→ **Goal**
Make an exact copy of all the material below, apart from the pictures.

Code that builds pages:
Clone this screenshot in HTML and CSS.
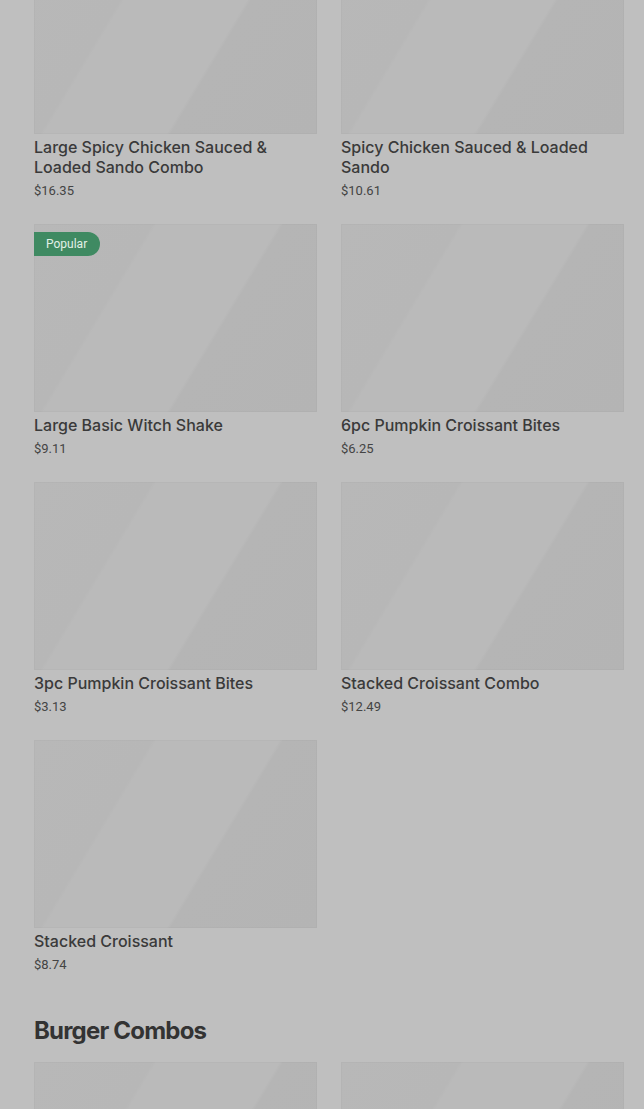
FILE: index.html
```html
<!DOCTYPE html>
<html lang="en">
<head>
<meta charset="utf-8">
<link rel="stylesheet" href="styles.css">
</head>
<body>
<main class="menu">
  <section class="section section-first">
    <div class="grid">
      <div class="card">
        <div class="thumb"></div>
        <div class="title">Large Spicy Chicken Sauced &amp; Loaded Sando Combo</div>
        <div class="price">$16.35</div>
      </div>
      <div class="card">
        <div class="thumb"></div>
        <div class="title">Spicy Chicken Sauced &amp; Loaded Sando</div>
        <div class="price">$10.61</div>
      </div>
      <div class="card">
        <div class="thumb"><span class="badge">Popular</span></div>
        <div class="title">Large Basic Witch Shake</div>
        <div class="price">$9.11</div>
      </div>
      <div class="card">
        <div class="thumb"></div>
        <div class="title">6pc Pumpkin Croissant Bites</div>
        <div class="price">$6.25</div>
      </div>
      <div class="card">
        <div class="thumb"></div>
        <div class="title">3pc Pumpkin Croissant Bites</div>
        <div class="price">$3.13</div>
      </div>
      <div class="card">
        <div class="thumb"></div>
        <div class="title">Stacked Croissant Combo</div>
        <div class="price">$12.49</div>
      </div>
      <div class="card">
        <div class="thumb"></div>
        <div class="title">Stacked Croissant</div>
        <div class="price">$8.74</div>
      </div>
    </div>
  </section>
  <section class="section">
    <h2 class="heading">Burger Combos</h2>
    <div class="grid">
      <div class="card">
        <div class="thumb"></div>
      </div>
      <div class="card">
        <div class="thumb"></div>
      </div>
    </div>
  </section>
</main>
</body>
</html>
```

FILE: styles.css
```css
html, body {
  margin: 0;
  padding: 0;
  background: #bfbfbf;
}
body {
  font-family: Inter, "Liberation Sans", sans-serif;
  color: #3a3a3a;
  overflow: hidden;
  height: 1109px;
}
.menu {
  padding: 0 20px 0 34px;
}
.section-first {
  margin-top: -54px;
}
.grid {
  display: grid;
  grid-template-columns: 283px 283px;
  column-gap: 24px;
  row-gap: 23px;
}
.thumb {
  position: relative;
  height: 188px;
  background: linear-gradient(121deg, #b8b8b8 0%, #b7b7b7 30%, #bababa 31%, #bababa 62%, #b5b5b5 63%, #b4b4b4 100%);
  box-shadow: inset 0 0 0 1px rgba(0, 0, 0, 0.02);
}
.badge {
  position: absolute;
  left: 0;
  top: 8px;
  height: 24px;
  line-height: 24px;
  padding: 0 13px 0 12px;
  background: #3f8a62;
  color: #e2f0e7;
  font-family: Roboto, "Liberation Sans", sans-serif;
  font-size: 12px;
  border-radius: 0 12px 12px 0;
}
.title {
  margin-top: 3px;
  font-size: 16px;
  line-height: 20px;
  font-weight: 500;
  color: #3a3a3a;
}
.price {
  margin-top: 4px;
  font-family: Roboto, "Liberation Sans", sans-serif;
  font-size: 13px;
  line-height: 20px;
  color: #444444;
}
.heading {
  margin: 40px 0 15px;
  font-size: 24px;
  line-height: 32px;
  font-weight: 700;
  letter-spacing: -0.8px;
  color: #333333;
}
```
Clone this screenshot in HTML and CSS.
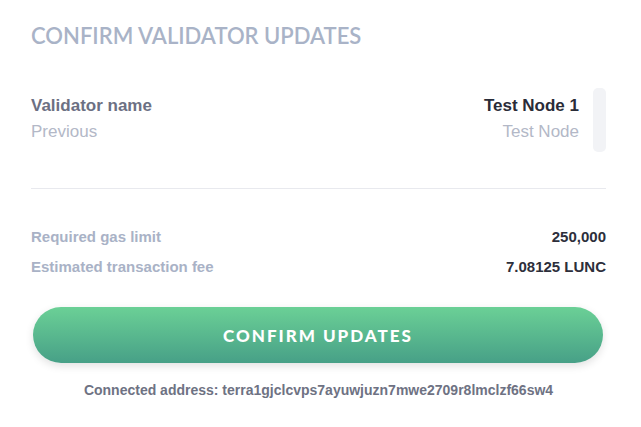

→ **Output of the task**
Clone this screenshot in HTML and CSS.
FILE: index.html
```html
<!DOCTYPE html>
<html lang="en">
<head>
<meta charset="utf-8">
<link rel="stylesheet" href="styles.css">
</head>
<body>
<main class="menu">
  <section class="section section-first">
    <div class="grid">
      <div class="card">
        <div class="thumb"></div>
        <div class="title">Large Spicy Chicken Sauced &amp; Loaded Sando Combo</div>
        <div class="price">$16.35</div>
      </div>
      <div class="card">
        <div class="thumb"></div>
        <div class="title">Spicy Chicken Sauced &amp; Loaded Sando</div>
        <div class="price">$10.61</div>
      </div>
      <div class="card">
        <div class="thumb"><span class="badge">Popular</span></div>
        <div class="title">Large Basic Witch Shake</div>
        <div class="price">$9.11</div>
      </div>
      <div class="card">
        <div class="thumb"></div>
        <div class="title">6pc Pumpkin Croissant Bites</div>
        <div class="price">$6.25</div>
      </div>
      <div class="card">
        <div class="thumb"></div>
        <div class="title">3pc Pumpkin Croissant Bites</div>
        <div class="price">$3.13</div>
      </div>
      <div class="card">
        <div class="thumb"></div>
        <div class="title">Stacked Croissant Combo</div>
        <div class="price">$12.49</div>
      </div>
      <div class="card">
        <div class="thumb"></div>
        <div class="title">Stacked Croissant</div>
        <div class="price">$8.74</div>
      </div>
    </div>
  </section>
  <section class="section">
    <h2 class="heading">Burger Combos</h2>
    <div class="grid">
      <div class="card">
        <div class="thumb"></div>
      </div>
      <div class="card">
        <div class="thumb"></div>
      </div>
    </div>
  </section>
</main>
</body>
</html>
```

FILE: styles.css
```css
html, body {
  margin: 0;
  padding: 0;
  background: #bfbfbf;
}
body {
  font-family: Inter, "Liberation Sans", sans-serif;
  color: #3a3a3a;
  overflow: hidden;
  height: 1109px;
}
.menu {
  padding: 0 20px 0 34px;
}
.section-first {
  margin-top: -54px;
}
.grid {
  display: grid;
  grid-template-columns: 283px 283px;
  column-gap: 24px;
  row-gap: 23px;
}
.thumb {
  position: relative;
  height: 188px;
  background: linear-gradient(121deg, #b8b8b8 0%, #b7b7b7 30%, #bababa 31%, #bababa 62%, #b5b5b5 63%, #b4b4b4 100%);
  box-shadow: inset 0 0 0 1px rgba(0, 0, 0, 0.02);
}
.badge {
  position: absolute;
  left: 0;
  top: 8px;
  height: 24px;
  line-height: 24px;
  padding: 0 13px 0 12px;
  background: #3f8a62;
  color: #e2f0e7;
  font-family: Roboto, "Liberation Sans", sans-serif;
  font-size: 12px;
  border-radius: 0 12px 12px 0;
}
.title {
  margin-top: 3px;
  font-size: 16px;
  line-height: 20px;
  font-weight: 500;
  color: #3a3a3a;
}
.price {
  margin-top: 4px;
  font-family: Roboto, "Liberation Sans", sans-serif;
  font-size: 13px;
  line-height: 20px;
  color: #444444;
}
.heading {
  margin: 40px 0 15px;
  font-size: 24px;
  line-height: 32px;
  font-weight: 700;
  letter-spacing: -0.8px;
  color: #333333;
}
```
Clone this screenshot in HTML and CSS.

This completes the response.